Given request: Print every line of the listing exactly, please.

--------------------

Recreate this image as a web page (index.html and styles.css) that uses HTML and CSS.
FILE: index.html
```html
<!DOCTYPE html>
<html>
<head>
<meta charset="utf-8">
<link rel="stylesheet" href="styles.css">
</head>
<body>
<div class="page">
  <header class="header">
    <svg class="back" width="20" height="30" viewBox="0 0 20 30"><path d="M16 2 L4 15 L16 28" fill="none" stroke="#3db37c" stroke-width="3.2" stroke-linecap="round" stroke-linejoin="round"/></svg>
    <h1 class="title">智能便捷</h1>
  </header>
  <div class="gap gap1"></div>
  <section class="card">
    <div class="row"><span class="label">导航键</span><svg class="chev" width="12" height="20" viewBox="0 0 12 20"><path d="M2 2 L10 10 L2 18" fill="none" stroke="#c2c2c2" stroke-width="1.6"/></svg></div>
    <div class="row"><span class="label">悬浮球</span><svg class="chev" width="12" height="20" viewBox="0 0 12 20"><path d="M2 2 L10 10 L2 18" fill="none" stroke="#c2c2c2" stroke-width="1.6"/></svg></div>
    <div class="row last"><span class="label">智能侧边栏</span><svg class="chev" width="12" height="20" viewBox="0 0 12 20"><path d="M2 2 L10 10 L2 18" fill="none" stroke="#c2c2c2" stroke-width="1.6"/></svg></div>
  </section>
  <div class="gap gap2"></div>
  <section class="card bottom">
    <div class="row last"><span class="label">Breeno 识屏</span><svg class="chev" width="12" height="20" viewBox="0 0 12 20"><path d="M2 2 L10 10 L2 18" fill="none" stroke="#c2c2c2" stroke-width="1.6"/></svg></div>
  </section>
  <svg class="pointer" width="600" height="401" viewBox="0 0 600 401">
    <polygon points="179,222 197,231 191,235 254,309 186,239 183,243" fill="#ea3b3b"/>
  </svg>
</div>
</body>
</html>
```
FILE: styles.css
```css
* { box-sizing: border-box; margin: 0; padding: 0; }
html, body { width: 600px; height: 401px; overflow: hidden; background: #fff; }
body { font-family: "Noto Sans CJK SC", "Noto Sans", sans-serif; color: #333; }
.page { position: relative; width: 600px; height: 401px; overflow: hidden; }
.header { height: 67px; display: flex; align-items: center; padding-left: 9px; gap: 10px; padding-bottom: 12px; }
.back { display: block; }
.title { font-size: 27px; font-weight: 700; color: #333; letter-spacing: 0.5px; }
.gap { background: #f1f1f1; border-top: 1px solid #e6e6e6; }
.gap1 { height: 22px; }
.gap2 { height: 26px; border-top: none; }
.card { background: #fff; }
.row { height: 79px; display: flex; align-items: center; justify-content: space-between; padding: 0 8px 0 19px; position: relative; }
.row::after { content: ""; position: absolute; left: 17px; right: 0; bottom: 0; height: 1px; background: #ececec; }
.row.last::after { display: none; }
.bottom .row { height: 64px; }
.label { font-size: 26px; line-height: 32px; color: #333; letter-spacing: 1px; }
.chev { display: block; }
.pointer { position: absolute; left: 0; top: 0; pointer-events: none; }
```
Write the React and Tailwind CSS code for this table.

--------------------

Output of the exercise:
Recreate this image as a web page (index.html and styles.css) that uses HTML and CSS.
FILE: index.html
```html
<!DOCTYPE html>
<html>
<head>
<meta charset="utf-8">
<link rel="stylesheet" href="styles.css">
</head>
<body>
<div class="page">
  <header class="header">
    <svg class="back" width="20" height="30" viewBox="0 0 20 30"><path d="M16 2 L4 15 L16 28" fill="none" stroke="#3db37c" stroke-width="3.2" stroke-linecap="round" stroke-linejoin="round"/></svg>
    <h1 class="title">智能便捷</h1>
  </header>
  <div class="gap gap1"></div>
  <section class="card">
    <div class="row"><span class="label">导航键</span><svg class="chev" width="12" height="20" viewBox="0 0 12 20"><path d="M2 2 L10 10 L2 18" fill="none" stroke="#c2c2c2" stroke-width="1.6"/></svg></div>
    <div class="row"><span class="label">悬浮球</span><svg class="chev" width="12" height="20" viewBox="0 0 12 20"><path d="M2 2 L10 10 L2 18" fill="none" stroke="#c2c2c2" stroke-width="1.6"/></svg></div>
    <div class="row last"><span class="label">智能侧边栏</span><svg class="chev" width="12" height="20" viewBox="0 0 12 20"><path d="M2 2 L10 10 L2 18" fill="none" stroke="#c2c2c2" stroke-width="1.6"/></svg></div>
  </section>
  <div class="gap gap2"></div>
  <section class="card bottom">
    <div class="row last"><span class="label">Breeno 识屏</span><svg class="chev" width="12" height="20" viewBox="0 0 12 20"><path d="M2 2 L10 10 L2 18" fill="none" stroke="#c2c2c2" stroke-width="1.6"/></svg></div>
  </section>
  <svg class="pointer" width="600" height="401" viewBox="0 0 600 401">
    <polygon points="179,222 197,231 191,235 254,309 186,239 183,243" fill="#ea3b3b"/>
  </svg>
</div>
</body>
</html>
```
FILE: styles.css
```css
* { box-sizing: border-box; margin: 0; padding: 0; }
html, body { width: 600px; height: 401px; overflow: hidden; background: #fff; }
body { font-family: "Noto Sans CJK SC", "Noto Sans", sans-serif; color: #333; }
.page { position: relative; width: 600px; height: 401px; overflow: hidden; }
.header { height: 67px; display: flex; align-items: center; padding-left: 9px; gap: 10px; padding-bottom: 12px; }
.back { display: block; }
.title { font-size: 27px; font-weight: 700; color: #333; letter-spacing: 0.5px; }
.gap { background: #f1f1f1; border-top: 1px solid #e6e6e6; }
.gap1 { height: 22px; }
.gap2 { height: 26px; border-top: none; }
.card { background: #fff; }
.row { height: 79px; display: flex; align-items: center; justify-content: space-between; padding: 0 8px 0 19px; position: relative; }
.row::after { content: ""; position: absolute; left: 17px; right: 0; bottom: 0; height: 1px; background: #ececec; }
.row.last::after { display: none; }
.bottom .row { height: 64px; }
.label { font-size: 26px; line-height: 32px; color: #333; letter-spacing: 1px; }
.chev { display: block; }
.pointer { position: absolute; left: 0; top: 0; pointer-events: none; }
```
Write the React and Tailwind CSS code for this table.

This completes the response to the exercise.